The TRAMONTANE trial

REVIEW OF A RANDOMISED NONINFERIORITY STUDY

Nasal-continuous positive airway pressure (nCPAP) is the gold standard in noninvasive ventilator (NIV) support for moderate-severe bronchiolitis. High flow nasal cannula (HFNC) is gaining popularity as an alternative, for tolerance and patient comfort.  

Milesi and colleagues sought to evaluate if HFNC is less effective in initial management of bronchiolitis in infants [1]. The multicentre randomised noninferiority TRAMONTANE trial compared HFNC 2L/kg/min with nCPAP 7cm H2O for initial 24 hours treatment in 142 infants, <6 months old, with clinical diagnosis of bronchiolitis, modified Wood’s clinical asthma score (mWCAS) >3, no underlying cardiac/neuromuscular disorder, and no pneumothorax. 
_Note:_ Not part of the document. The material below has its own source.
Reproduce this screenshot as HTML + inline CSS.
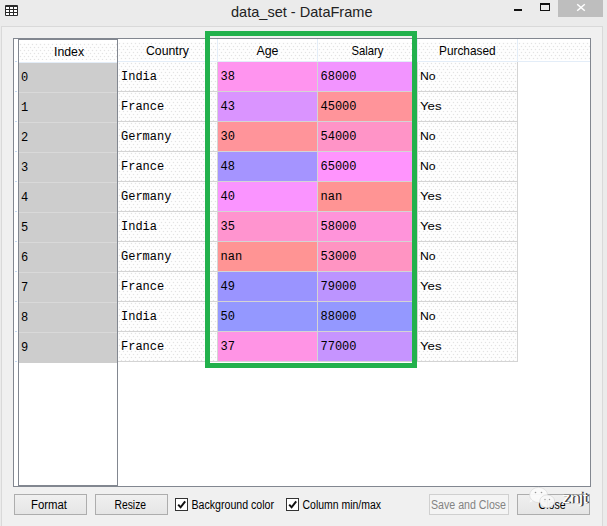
<!DOCTYPE html>
<html><head><meta charset="utf-8"><title>data_set - DataFrame</title><style>
*{margin:0;padding:0;box-sizing:border-box}
html,body{width:607px;height:526px;overflow:hidden;background:#ebebeb;font-family:"Liberation Sans",sans-serif;position:relative}
.a{position:absolute}
.dots{background-color:#fefefe;background-image:radial-gradient(circle at 1.5px 1.5px,#e3e3e3 0.3px,rgba(254,254,254,0) 1.1px),radial-gradient(circle at 1.5px 1.5px,#e3e3e3 0.3px,rgba(254,254,254,0) 1.1px);background-size:4px 6px,4px 6px;background-position:0 0,2px 3px}
.btn{border:1px solid #adadad;background:linear-gradient(#f0f0f0,#e5e5e5)}
.cb{width:13px;height:13px;border:1px solid #333;background:#fff}
.g{background:#d4d4d4}
</style></head><body>
<svg class="a" style="left:0;top:0" width="24" height="20"><rect x="5" y="5" width="13" height="11" rx="1" fill="#2b2b2b"/><rect x="6" y="7" width="3" height="2" fill="#fff"/><rect x="6" y="10" width="3" height="2" fill="#fff"/><rect x="6" y="13" width="3" height="2" fill="#fff"/><rect x="10" y="7" width="3" height="2" fill="#fff"/><rect x="10" y="10" width="3" height="2" fill="#fff"/><rect x="10" y="13" width="3" height="2" fill="#fff"/><rect x="14" y="7" width="3" height="2" fill="#fff"/><rect x="14" y="10" width="3" height="2" fill="#fff"/><rect x="14" y="13" width="3" height="2" fill="#fff"/></svg>
<div class="a" style="left:514px;top:9px;width:8px;height:2px;background:#111"></div>
<div class="a" style="left:540px;top:3px;width:10px;height:8px;border:1px solid #111;border-top-width:2px"></div>
<div class="a" style="left:558px;top:0;width:45px;height:17px;background:#bebebe"></div>
<svg class="a" style="left:576px;top:3px" width="10" height="9"><path d="M1.2 1.2L8.8 7.8M8.8 1.2L1.2 7.8" stroke="#fff" stroke-width="1.5"/></svg>
<div class="a" style="left:1px;top:26px;width:602px;height:510px;background:#f0f0f0;border:1px solid #d9d9d9"></div>
<div class="a" style="left:13px;top:38px;width:578px;height:449px;background:#fff;border:1px solid #828790"></div>
<div class="a" style="left:14px;top:39px;width:576px;height:22px;background:#fff"></div>
<div class="a dots" style="left:14px;top:42px;width:576px;height:18px"></div>
<div class="a" style="left:14px;top:61px;width:576px;height:1px;background:#e3edf8"></div>
<div class="a" style="left:217px;top:39px;width:1px;height:22px;background:#e3edf8"></div>
<div class="a" style="left:317px;top:39px;width:1px;height:22px;background:#e3edf8"></div>
<div class="a" style="left:417px;top:39px;width:1px;height:22px;background:#e3edf8"></div>
<div class="a" style="left:517px;top:39px;width:1px;height:22px;background:#e3edf8"></div>
<div class="a dots" style="left:118px;top:62px;width:99px;height:29px"></div>
<div class="a" style="left:218px;top:62px;width:99px;height:29px;background:#ff94ef"></div>
<div class="a" style="left:318px;top:62px;width:99px;height:29px;background:#f294ff"></div>
<div class="a dots" style="left:418px;top:62px;width:99px;height:29px"></div>
<div class="a g" style="left:118px;top:91px;width:400px;height:1px"></div>
<div class="a dots" style="left:118px;top:92px;width:99px;height:29px"></div>
<div class="a" style="left:218px;top:92px;width:99px;height:29px;background:#da94ff"></div>
<div class="a" style="left:318px;top:92px;width:99px;height:29px;background:#ff949a"></div>
<div class="a dots" style="left:418px;top:92px;width:99px;height:29px"></div>
<div class="a g" style="left:118px;top:121px;width:400px;height:1px"></div>
<div class="a dots" style="left:118px;top:122px;width:99px;height:29px"></div>
<div class="a" style="left:218px;top:122px;width:99px;height:29px;background:#ff949a"></div>
<div class="a" style="left:318px;top:122px;width:99px;height:29px;background:#ff94c7"></div>
<div class="a dots" style="left:418px;top:122px;width:99px;height:29px"></div>
<div class="a g" style="left:118px;top:151px;width:400px;height:1px"></div>
<div class="a dots" style="left:118px;top:152px;width:99px;height:29px"></div>
<div class="a" style="left:218px;top:152px;width:99px;height:29px;background:#a594ff"></div>
<div class="a" style="left:318px;top:152px;width:99px;height:29px;background:#ff94fd"></div>
<div class="a dots" style="left:418px;top:152px;width:99px;height:29px"></div>
<div class="a g" style="left:118px;top:181px;width:400px;height:1px"></div>
<div class="a dots" style="left:118px;top:182px;width:99px;height:29px"></div>
<div class="a" style="left:218px;top:182px;width:99px;height:29px;background:#fa94ff"></div>
<div class="a" style="left:318px;top:182px;width:99px;height:29px;background:#ff9494"></div>
<div class="a dots" style="left:418px;top:182px;width:99px;height:29px"></div>
<div class="a g" style="left:118px;top:211px;width:400px;height:1px"></div>
<div class="a dots" style="left:118px;top:212px;width:99px;height:29px"></div>
<div class="a" style="left:218px;top:212px;width:99px;height:29px;background:#ff94cf"></div>
<div class="a" style="left:318px;top:212px;width:99px;height:29px;background:#ff94da"></div>
<div class="a dots" style="left:418px;top:212px;width:99px;height:29px"></div>
<div class="a g" style="left:118px;top:241px;width:400px;height:1px"></div>
<div class="a dots" style="left:118px;top:242px;width:99px;height:29px"></div>
<div class="a" style="left:218px;top:242px;width:99px;height:29px;background:#ff9494"></div>
<div class="a" style="left:318px;top:242px;width:99px;height:29px;background:#ff94c2"></div>
<div class="a dots" style="left:418px;top:242px;width:99px;height:29px"></div>
<div class="a g" style="left:118px;top:271px;width:400px;height:1px"></div>
<div class="a dots" style="left:118px;top:272px;width:99px;height:29px"></div>
<div class="a" style="left:218px;top:272px;width:99px;height:29px;background:#9a94ff"></div>
<div class="a" style="left:318px;top:272px;width:99px;height:29px;background:#bc94ff"></div>
<div class="a dots" style="left:418px;top:272px;width:99px;height:29px"></div>
<div class="a g" style="left:118px;top:301px;width:400px;height:1px"></div>
<div class="a dots" style="left:118px;top:302px;width:99px;height:29px"></div>
<div class="a" style="left:218px;top:302px;width:99px;height:29px;background:#9498ff"></div>
<div class="a" style="left:318px;top:302px;width:99px;height:29px;background:#9498ff"></div>
<div class="a dots" style="left:418px;top:302px;width:99px;height:29px"></div>
<div class="a g" style="left:118px;top:331px;width:400px;height:1px"></div>
<div class="a dots" style="left:118px;top:332px;width:99px;height:29px"></div>
<div class="a" style="left:218px;top:332px;width:99px;height:29px;background:#ff94e5"></div>
<div class="a" style="left:318px;top:332px;width:99px;height:29px;background:#c694ff"></div>
<div class="a dots" style="left:418px;top:332px;width:99px;height:29px"></div>
<div class="a g" style="left:118px;top:361px;width:400px;height:1px"></div>
<div class="a g" style="left:217px;top:62px;width:1px;height:300px"></div>
<div class="a g" style="left:317px;top:62px;width:1px;height:300px"></div>
<div class="a g" style="left:417px;top:62px;width:1px;height:300px"></div>
<div class="a g" style="left:517px;top:62px;width:1px;height:300px"></div>
<div class="a" style="left:14px;top:39px;width:4px;height:447px;background:#fff"></div>
<div class="a" style="left:15px;top:61px;width:2px;height:1px;background:#c5d9f1"></div>
<div class="a" style="left:15px;top:91px;width:2px;height:1px;background:#c5d9f1"></div>
<div class="a" style="left:15px;top:121px;width:2px;height:1px;background:#c5d9f1"></div>
<div class="a" style="left:15px;top:151px;width:2px;height:1px;background:#c5d9f1"></div>
<div class="a" style="left:15px;top:181px;width:2px;height:1px;background:#c5d9f1"></div>
<div class="a" style="left:15px;top:211px;width:2px;height:1px;background:#c5d9f1"></div>
<div class="a" style="left:15px;top:241px;width:2px;height:1px;background:#c5d9f1"></div>
<div class="a" style="left:15px;top:271px;width:2px;height:1px;background:#c5d9f1"></div>
<div class="a" style="left:15px;top:301px;width:2px;height:1px;background:#c5d9f1"></div>
<div class="a" style="left:15px;top:331px;width:2px;height:1px;background:#c5d9f1"></div>
<div class="a" style="left:15px;top:361px;width:2px;height:1px;background:#c5d9f1"></div>
<div class="a" style="left:18px;top:39px;width:100px;height:447px;background:#fff;border:1px solid #828790"></div>
<div class="a dots" style="left:19px;top:43px;width:98px;height:17px"></div>
<div class="a" style="left:19px;top:62px;width:98px;height:1px;background:#e3edf8"></div>
<div class="a" style="left:19px;top:63px;width:98px;height:300px;background:#cdcdcd"></div>
<div class="a" style="left:19px;top:92px;width:98px;height:1px;background:#d9d9d9"></div>
<div class="a" style="left:19px;top:122px;width:98px;height:1px;background:#d9d9d9"></div>
<div class="a" style="left:19px;top:152px;width:98px;height:1px;background:#d9d9d9"></div>
<div class="a" style="left:19px;top:182px;width:98px;height:1px;background:#d9d9d9"></div>
<div class="a" style="left:19px;top:212px;width:98px;height:1px;background:#d9d9d9"></div>
<div class="a" style="left:19px;top:242px;width:98px;height:1px;background:#d9d9d9"></div>
<div class="a" style="left:19px;top:272px;width:98px;height:1px;background:#d9d9d9"></div>
<div class="a" style="left:19px;top:302px;width:98px;height:1px;background:#d9d9d9"></div>
<div class="a" style="left:19px;top:332px;width:98px;height:1px;background:#d9d9d9"></div>
<div class="a" style="left:205px;top:31px;width:212px;height:337px;border:5px solid #22b14c"></div>
<div class="a btn" style="left:14px;top:494px;width:73px;height:21px"></div>
<div class="a btn" style="left:95px;top:494px;width:73px;height:21px"></div>
<div class="a btn" style="left:429px;top:494px;width:80px;height:21px;border-color:#d0d0d0;background:#f4f4f4"></div>
<div class="a btn" style="left:517px;top:494px;width:73px;height:21px"></div>
<div class="a cb" style="left:175px;top:498px"><svg width="11" height="11" style="position:absolute;left:0;top:0"><path d="M2.2 5.6L4.6 8.3L9.2 2.4" stroke="#111" stroke-width="2" fill="none"/></svg></div>
<div class="a cb" style="left:286px;top:498px"><svg width="11" height="11" style="position:absolute;left:0;top:0"><path d="M2.2 5.6L4.6 8.3L9.2 2.4" stroke="#111" stroke-width="2" fill="none"/></svg></div>
<svg class="a" style="left:0;top:0" width="607" height="526">
<text x="231.00" y="17.00" font-family="Liberation Sans" font-size="15" fill="#222222" textLength="141.51" lengthAdjust="spacingAndGlyphs">data_set - DataFrame</text>
<text x="54.00" y="56.00" font-family="Liberation Sans" font-size="13" fill="#000000" textLength="30.11" lengthAdjust="spacingAndGlyphs">Index</text>
<text x="146.00" y="55.00" font-family="Liberation Sans" font-size="13" fill="#000000" textLength="43.00" lengthAdjust="spacingAndGlyphs">Country</text>
<text x="256.50" y="55.00" font-family="Liberation Sans" font-size="13" fill="#000000" textLength="22.00" lengthAdjust="spacingAndGlyphs">Age</text>
<text x="351.50" y="55.00" font-family="Liberation Sans" font-size="13" fill="#000000" textLength="32.00" lengthAdjust="spacingAndGlyphs">Salary</text>
<text x="439.00" y="55.00" font-family="Liberation Sans" font-size="13" fill="#000000" textLength="56.54" lengthAdjust="spacingAndGlyphs">Purchased</text>
<text x="31.00" y="509.00" font-family="Liberation Sans" font-size="12" fill="#000000" textLength="36.02" lengthAdjust="spacingAndGlyphs">Format</text>
<text x="114.50" y="509.00" font-family="Liberation Sans" font-size="12" fill="#000000" textLength="31.54" lengthAdjust="spacingAndGlyphs">Resize</text>
<text x="191.50" y="509.00" font-family="Liberation Sans" font-size="12" fill="#000000" textLength="82.51" lengthAdjust="spacingAndGlyphs">Background color</text>
<text x="302.50" y="509.00" font-family="Liberation Sans" font-size="12" fill="#000000" textLength="78.51" lengthAdjust="spacingAndGlyphs">Column min/max</text>
<text x="431.00" y="509.00" font-family="Liberation Sans" font-size="12" fill="#838383" textLength="75.04" lengthAdjust="spacingAndGlyphs">Save and Close</text>
<text x="538.50" y="509.00" font-family="Liberation Sans" font-size="12" fill="#000000" textLength="27.09" lengthAdjust="spacingAndGlyphs">Close</text>
<text x="21.00" y="81.00" font-family="Liberation Mono" font-size="12" fill="#000000">0</text>
<text x="121.00" y="80.00" font-family="Liberation Mono" font-size="12" fill="#000000">India</text>
<text x="220.50" y="80.00" font-family="Liberation Mono" font-size="12" fill="#000000">38</text>
<text x="320.50" y="80.00" font-family="Liberation Mono" font-size="12" fill="#000000">68000</text>
<text x="420.00" y="80.00" font-family="Liberation Sans" font-size="11.75" fill="#000000" textLength="15.66" lengthAdjust="spacingAndGlyphs">No</text>
<text x="21.00" y="111.00" font-family="Liberation Mono" font-size="12" fill="#000000">1</text>
<text x="121.00" y="110.00" font-family="Liberation Mono" font-size="12" fill="#000000">France</text>
<text x="220.50" y="110.00" font-family="Liberation Mono" font-size="12" fill="#000000">43</text>
<text x="320.50" y="110.00" font-family="Liberation Mono" font-size="12" fill="#000000">45000</text>
<text x="420.00" y="110.00" font-family="Liberation Sans" font-size="11.75" fill="#000000" textLength="21.53" lengthAdjust="spacingAndGlyphs">Yes</text>
<text x="21.00" y="141.00" font-family="Liberation Mono" font-size="12" fill="#000000">2</text>
<text x="121.00" y="140.00" font-family="Liberation Mono" font-size="12" fill="#000000">Germany</text>
<text x="220.50" y="140.00" font-family="Liberation Mono" font-size="12" fill="#000000">30</text>
<text x="320.50" y="140.00" font-family="Liberation Mono" font-size="12" fill="#000000">54000</text>
<text x="420.00" y="140.00" font-family="Liberation Sans" font-size="11.75" fill="#000000" textLength="15.66" lengthAdjust="spacingAndGlyphs">No</text>
<text x="21.00" y="171.00" font-family="Liberation Mono" font-size="12" fill="#000000">3</text>
<text x="121.00" y="170.00" font-family="Liberation Mono" font-size="12" fill="#000000">France</text>
<text x="220.50" y="170.00" font-family="Liberation Mono" font-size="12" fill="#000000">48</text>
<text x="320.50" y="170.00" font-family="Liberation Mono" font-size="12" fill="#000000">65000</text>
<text x="420.00" y="170.00" font-family="Liberation Sans" font-size="11.75" fill="#000000" textLength="15.66" lengthAdjust="spacingAndGlyphs">No</text>
<text x="21.00" y="201.00" font-family="Liberation Mono" font-size="12" fill="#000000">4</text>
<text x="121.00" y="200.00" font-family="Liberation Mono" font-size="12" fill="#000000">Germany</text>
<text x="220.50" y="200.00" font-family="Liberation Mono" font-size="12" fill="#000000">40</text>
<text x="320.50" y="200.00" font-family="Liberation Mono" font-size="12" fill="#000000">nan</text>
<text x="420.00" y="200.00" font-family="Liberation Sans" font-size="11.75" fill="#000000" textLength="21.53" lengthAdjust="spacingAndGlyphs">Yes</text>
<text x="21.00" y="231.00" font-family="Liberation Mono" font-size="12" fill="#000000">5</text>
<text x="121.00" y="230.00" font-family="Liberation Mono" font-size="12" fill="#000000">India</text>
<text x="220.50" y="230.00" font-family="Liberation Mono" font-size="12" fill="#000000">35</text>
<text x="320.50" y="230.00" font-family="Liberation Mono" font-size="12" fill="#000000">58000</text>
<text x="420.00" y="230.00" font-family="Liberation Sans" font-size="11.75" fill="#000000" textLength="21.53" lengthAdjust="spacingAndGlyphs">Yes</text>
<text x="21.00" y="261.00" font-family="Liberation Mono" font-size="12" fill="#000000">6</text>
<text x="121.00" y="260.00" font-family="Liberation Mono" font-size="12" fill="#000000">Germany</text>
<text x="220.50" y="260.00" font-family="Liberation Mono" font-size="12" fill="#000000">nan</text>
<text x="320.50" y="260.00" font-family="Liberation Mono" font-size="12" fill="#000000">53000</text>
<text x="420.00" y="260.00" font-family="Liberation Sans" font-size="11.75" fill="#000000" textLength="15.66" lengthAdjust="spacingAndGlyphs">No</text>
<text x="21.00" y="291.00" font-family="Liberation Mono" font-size="12" fill="#000000">7</text>
<text x="121.00" y="290.00" font-family="Liberation Mono" font-size="12" fill="#000000">France</text>
<text x="220.50" y="290.00" font-family="Liberation Mono" font-size="12" fill="#000000">49</text>
<text x="320.50" y="290.00" font-family="Liberation Mono" font-size="12" fill="#000000">79000</text>
<text x="420.00" y="290.00" font-family="Liberation Sans" font-size="11.75" fill="#000000" textLength="21.53" lengthAdjust="spacingAndGlyphs">Yes</text>
<text x="21.00" y="321.00" font-family="Liberation Mono" font-size="12" fill="#000000">8</text>
<text x="121.00" y="320.00" font-family="Liberation Mono" font-size="12" fill="#000000">India</text>
<text x="220.50" y="320.00" font-family="Liberation Mono" font-size="12" fill="#000000">50</text>
<text x="320.50" y="320.00" font-family="Liberation Mono" font-size="12" fill="#000000">88000</text>
<text x="420.00" y="320.00" font-family="Liberation Sans" font-size="11.75" fill="#000000" textLength="15.66" lengthAdjust="spacingAndGlyphs">No</text>
<text x="21.00" y="351.00" font-family="Liberation Mono" font-size="12" fill="#000000">9</text>
<text x="121.00" y="350.00" font-family="Liberation Mono" font-size="12" fill="#000000">France</text>
<text x="220.50" y="350.00" font-family="Liberation Mono" font-size="12" fill="#000000">37</text>
<text x="320.50" y="350.00" font-family="Liberation Mono" font-size="12" fill="#000000">77000</text>
<text x="420.00" y="350.00" font-family="Liberation Sans" font-size="11.75" fill="#000000" textLength="21.53" lengthAdjust="spacingAndGlyphs">Yes</text>
</svg>
<svg class="a" style="left:525px;top:482px" width="70" height="30"><path d="M6 17 L4.5 20.5 L9 18.5 Z" fill="#fafafa"/><ellipse cx="13.6" cy="13" rx="9" ry="7.6" fill="#fafafa" fill-opacity="0.95" stroke="#d6d6d6" stroke-width="0.6"/><circle cx="10.5" cy="10.5" r="0.8" fill="#999"/><circle cx="16.5" cy="10.5" r="0.8" fill="#999"/><ellipse cx="22.2" cy="19.3" rx="7.5" ry="6.4" fill="#f8f8f8" fill-opacity="0.95" stroke="#d0d0d0" stroke-width="0.6"/><circle cx="20" cy="17.5" r="0.7" fill="#999"/><circle cx="24.5" cy="17.5" r="0.7" fill="#999"/><text x="38.4" y="21.4" font-family="Liberation Sans" font-size="14.5" fill="#3a3a3a" stroke="#3a3a3a" stroke-width="0.5" textLength="25.5" lengthAdjust="spacingAndGlyphs">znjt</text><text x="37" y="20.5" font-family="Liberation Sans" font-size="14.5" fill="#fff" textLength="25.5" lengthAdjust="spacingAndGlyphs">znjt</text></svg>
</body></html>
The primary endpoint: percentage failure within 24 hours of randomisation. To conclude HFNC as not inferior, failure rate of HFNC had to lie within 15% of that of nCPAP.  Failure criteria: 1-point increase in mWCAS or discomfort EDIN score, RR rise >10/min with RR >60/min, >2 severe apnoea episodes/hour. 

The authors could not conclude HFNC to be inferior to nCPAP, with 31% failure on nCPAP and 50.7% on HFNC, a difference of -19% (95% CI -35 to -3%). Superiority analysis showed nCPAP as superior (p=0.001) with RR 1.6.  Leading cause of failure: discomfort for nCPAP and worsening respiratory distress for HFNC. 60% failures were in the first 6 hours.  

This is the first RCT comparing two modalities of NIV for initial management of bronchiolitis. Strengths of the study include multicentre randomised design, objective failure criteria, combined intention-to-treat and per-protocol analysis. 

Overly sensitive failure criteria and lack of blinding could contribute to the high failure rate (40% vs. anticipated 15%). Other confounding variables eg. atelectasis, other treatment given i.e. nebulisations-physiotherapy, gastric decompression have not been compared between the two groups. With limited evidence that 2L/kg/min equates to PEEP7 [2] it would have been useful to see if allowing an increase in peep/flow rather than swapping therapies in case of failure changed the result. Only one failure criteria measures discomfort while three measure respiratory distress. Additional ‘comfort’ related criteria i.e. ease-effectiveness of physiotherapy-nebulisation, social interaction and feed intolerance are not accounted for.

The study is not powered to conclude nCPAP decreases need for intubation or PICU length of stay. There were no air leaks and no deaths. Higher pressure or higher flows may produce different results.  

Take Home Message:
1)    Preemptive HFNC 2L/kg/min cannot be concluded as being as good as nCPAP 7cm H2O Peep for initial Bronchiolitis management.
2)    Higher FiO2 requirement is a predictor of failure for HFNC.

Article review submitted by Dr Toranj Raimalwalla and Dr Amy Chan-Dominy (EJRC member) on behalf of the ESICM Journal Review Club.


References:    
1.    Christophe Milési et al (2017) High flow nasal cannula (HFNC) versus nasal continuous positive airway pressure (nCPAP) for the initial respiratory management of acute viral bronchiolitis in young infants: a multicenter randomized controlled trial (TRAMONTANE study). Intensive Care Med (2017) 43:209–216.
2.    Milési C, Baleine J, Matecki S et al (2013) Is treatment with a high flow nasal cannula effective in acute viral bronchiolitis? A physiologic study. Intensive Care Med 39:1088–1094.